The filing period is measured from conviction date, not the date you file SR-22 or the date your license is reinstated. Filing late does not shorten the period. A lapse in coverage during the three years restarts the entire filing clock and triggers new suspension.

Ohio Bureau of Motor Vehicles SR-22 requirements

Non-Owner SR-22 Policies for Suspended Drivers

Non-owner SR-22 policies cover you as a driver without insuring a specific vehicle. They satisfy Ohio's SR-22 filing requirement and provide liability coverage when you drive a borrowed or rented vehicle. Monthly premiums for non-owner SR-22 policies after OVI conviction range $85–$165 for minimum liability limits. This option costs 30–45% less than owner policies because the carrier assumes no collision or comprehensive risk.

Non-owner policies are the primary option for drivers who sold their vehicle after suspension, do not currently own a car, or rely on borrowed vehicles during the LDP period. The policy remains active throughout your suspension and satisfies the court's SR-22 requirement for LDP petitions. If you later purchase a vehicle, you must convert to an owner policy and file updated SR-22 documentation with the BMV within 10 days. Driving a vehicle you own without converting the policy voids coverage and constitutes insurance fraud.

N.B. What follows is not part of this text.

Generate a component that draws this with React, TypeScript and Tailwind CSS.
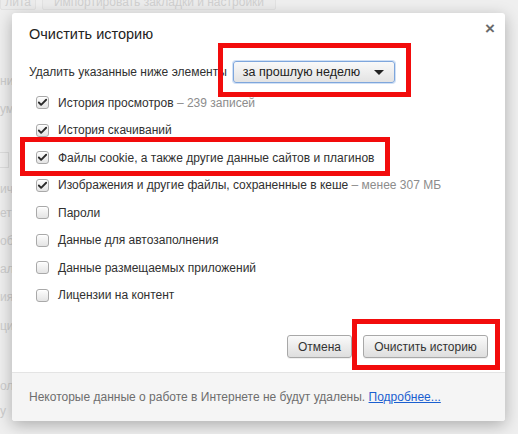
import { Check } from "lucide-react";

const items = [
  { label: "История просмотров", note: "239 записей", checked: true },
  { label: "История скачиваний", checked: true },
  { label: "Файлы cookie, а также другие данные сайтов и плагинов", checked: true },
  { label: "Изображения и другие файлы, сохраненные в кеше", note: "менее 307 МБ", checked: true },
  { label: "Пароли", checked: false },
  { label: "Данные для автозаполнения", checked: false },
  { label: "Данные размещаемых приложений", checked: false },
  { label: "Лицензии на контент", checked: false },
];

// fragments of the settings page that peek out left of the dialog
const bgBits = [
  { t: "ни", mt: "mt-[64px]" },
  { t: "ум", mt: "mt-[13px]" },
  { t: "", mt: "mt-[35px]", box: true },
  { t: "ич", mt: "mt-[14px]" },
  { t: "ет", mt: "mt-[9px]" },
  { t: "об", mt: "mt-[13px]" },
  { t: "ал", mt: "mt-[13px]" },
  { t: "ия", mt: "mt-[13px]" },
  { t: "ци", mt: "mt-[14px]" },
  { t: "ол", mt: "mt-[45px]" },
  { t: "у", mt: "mt-[10px]" },
];

function Checkbox({ checked }: { checked: boolean }) {
  return (
    <span className="flex h-[13px] w-[13px] shrink-0 items-center justify-center rounded-[3px] border border-[#a9a9a9] bg-gradient-to-b from-[#fdfdfd] to-[#e4e4e4] shadow-[inset_0_1px_0_#fff]">
      {checked && <Check className="h-[11px] w-[11px] text-[#2a2a2a]" strokeWidth={4} />}
    </span>
  );
}

export default function App() {
  return (
    <div className="relative h-[434px] w-[518px] overflow-hidden bg-[#efefef] font-['Liberation_Sans',Arial,sans-serif] text-[12px] text-[#303030]">
      {/* page behind the dialog */}
      <div className="flex gap-[6px]">
        <div className="-mt-[6px] flex h-[16px] w-[36px] items-center justify-end rounded-[2px] border border-[#e2e2e2] bg-[#ececec] pr-1 text-[#d0d0d0]">
          лита
        </div>
        <div className="-mt-[6px] flex h-[16px] w-[234px] items-center justify-center rounded-[2px] border border-[#e2e2e2] bg-[#ececec] text-[#d0d0d0]">
          Импортировать закладки и настройки
        </div>
      </div>
      <div className="flex flex-col items-start text-[#cdcdcd]">
        {bgBits.map((b, i) =>
          b.box ? (
            <div key={i} className={`${b.mt} h-[16px] w-[9px] border border-l-0 border-[#dcdcdc]`} />
          ) : (
            <div key={i} className={`${b.mt} h-[15px] leading-[15px]`}>{b.t}</div>
          )
        )}
      </div>

      {/* dialog */}
      <div className="absolute left-[12px] top-[13px] flex h-[408px] w-[493px] flex-col rounded-[3px] bg-white shadow-[0_4px_16px_rgba(0,0,0,0.28)]">
        <button className="absolute right-[10px] top-[7px] text-[17px] font-bold leading-none text-[#6a6a6a]">×</button>
        <div className="flex flex-1 flex-col px-[17px] pt-[12px]">
          <h1 className="text-[14.5px] leading-[18px] text-[#222]">Очистить историю</h1>
          <div className="mt-[18px] flex h-[22px] items-center">
            <span>Удалить указанные ниже элементы</span>
            <div className="ml-[6px] flex h-[22px] w-[162px] items-center justify-between rounded-[3px] border border-[#7ea6dc] bg-gradient-to-b from-[#f9f9f9] to-[#e3e3e3] pl-[9px] pr-[10px] shadow-[0_0_0_1px_rgba(120,165,225,0.35)]">
              <span className="text-[12.5px] text-[#222]">за прошлую неделю</span>
              <span className="h-0 w-0 border-x-[5px] border-t-[5px] border-x-transparent border-t-[#222]" />
            </div>
          </div>
          <div className="mt-[6px] flex flex-col pl-[7px]">
            {items.map((it) => (
              <div key={it.label} className="flex h-[27.5px] items-center gap-[9px]">
                <Checkbox checked={it.checked} />
                <span>
                  {it.label}
                  {it.note && <span className="text-[#8c8c8c]">{"  –  "}{it.note}</span>}
                </span>
              </div>
            ))}
          </div>
          <div className="mt-auto mb-[14px] flex justify-end gap-[11px]">
            <button className="h-[23px] w-[65px] rounded-[3px] border border-[#a8a8a8] bg-gradient-to-b from-[#fafafa] to-[#dedede] text-[#333] shadow-[0_1px_0_rgba(0,0,0,0.06)]">
              Отмена
            </button>
            <button className="h-[23px] w-[125px] rounded-[3px] border border-[#a8a8a8] bg-gradient-to-b from-[#fafafa] to-[#dedede] text-[#333] shadow-[0_1px_0_rgba(0,0,0,0.06)]">
              Очистить историю
            </button>
          </div>
        </div>
        <div className="flex h-[49px] items-center rounded-b-[3px] border-t border-[#e4e4e4] bg-[#f5f5f5] px-[17px] text-[#6e6e6e]">
          <span>
            Некоторые данные о работе в Интернете не будут удалены.{" "}
            <a className="text-[#1a5fd0] underline">Подробнее...</a>
          </span>
        </div>
      </div>

      {/* red annotation boxes */}
      <div className="absolute left-[218px] top-[43px] h-[54px] w-[193px] border-[5px] border-[#f20c0c]" />
      <div className="absolute left-[20px] top-[137px] h-[39px] w-[370px] border-[5px] border-[#f20c0c]" />
      <div className="absolute left-[352px] top-[319px] h-[51px] w-[148px] border-[5px] border-[#f20c0c]" />
    </div>
  );
}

Compare Ohio SR-22 Carriers Before Filing

SR-22 premium variation between carriers writing Ohio high-risk policies exceeds 60% for identical coverage. GEICO, Progressive, and Dairyland quote aggressively for OVI offenders with otherwise clean records. Bristol West, The General, and Direct Auto specialize in drivers with multiple violations or lapses. National General and GAINSCO serve mid-tier risk profiles. Request quotes from at least four carriers before selecting; the filing fee is negligible compared to the annual premium difference.

The BMV requires continuous SR-22 filing for three years. A single day of lapse — policy cancellation, non-payment, or switching carriers without filing updated SR-22 — triggers automatic suspension and restarts the three-year filing clock. Carriers notify the BMV electronically within 24 hours of policy cancellation. If you switch carriers, the new carrier must file SR-22 with the BMV before the old policy cancels to avoid a gap. Set up automatic payment and calendar reminders 30 days before annual renewal to prevent accidental lapses.